Welcome to Calais
March 17, 2009

The poster for "Welcome"
Talk of the town this week is the new film by Philippe Lioret called 'Welcome', which looks at the human drama unfolding at the northern port of Calais. That is where hundreds of migrants from Iraq, Afghanistan, Somalia and elsewhere gather with the purpose of secretly crossing the Channel to England in the back of lorries. They are generally thwarted in their endeavours, because security is tight, but enough evidently do make it over to keep hopes alive. In the meantime the migrants live rough in makeshift camps on the outskirts of Calais, subsisting on hand-outs from charity and looked on with a certain resentment by many locals.
Periodically French government ministers feel compelled to promise more substantial shelter -- but this immediately triggers howls of protest from the right-wing press in Britain. Across the Channel, there is a paranoid fixation that France is going to create a new 'Sangatte' -- this being the name of the holding centre for migrants that became a kind of operational HQ for the people-smugglers. Sangatte was closed in 2002 by the then interior minister -- one Nicolas Sarkozy -- but the same humanitarian arguments that led to its creation in the first place (i.e. the crying disgrace of hundreds of men living under tarpaulin) continue to apply today.
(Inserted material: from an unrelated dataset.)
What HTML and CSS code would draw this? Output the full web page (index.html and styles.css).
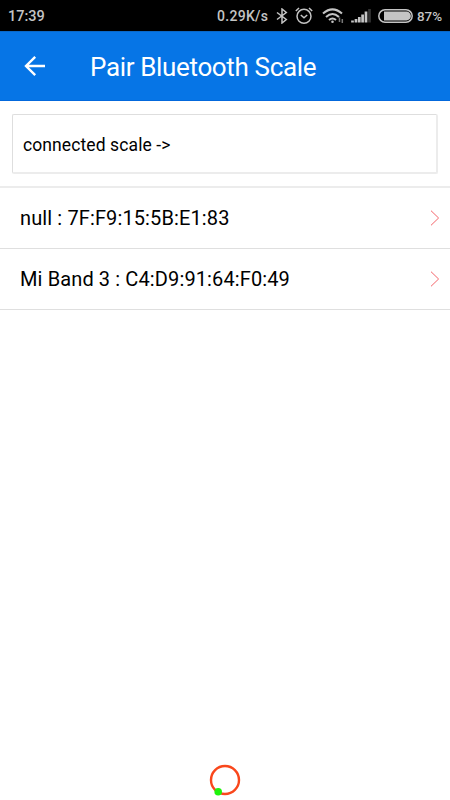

This is the backdrop to the film, which is about how a swimming instructor -- played by the very watchable Vincent Lindon -- befriends a young Kurd who wants to swim across to England to be with his girlfriend. Unlike so many French films, 'Welcome' is well-constructed and has enough dramatic tension to keep the viewer engaged. It also sheds much-needed light on the plight of so many stranded migrants, living in abject misery on one side of the Channel with the white cliffs of their eldorado visible just 20 miles away.
However I certainly do not consider it a great film -- not least because the moral message is so unsubtle. Lioret has openly compared the attitude of police and some locals towards the migrants with those of the French population towards Jews during World War II. Specifically his film targets a law, which is indeed on the statute books, that makes it a criminal offence to give aid to illegal immigrants. In the film, the Vincent Lindon character is prosecuted because he puts the Kurd up in his flat.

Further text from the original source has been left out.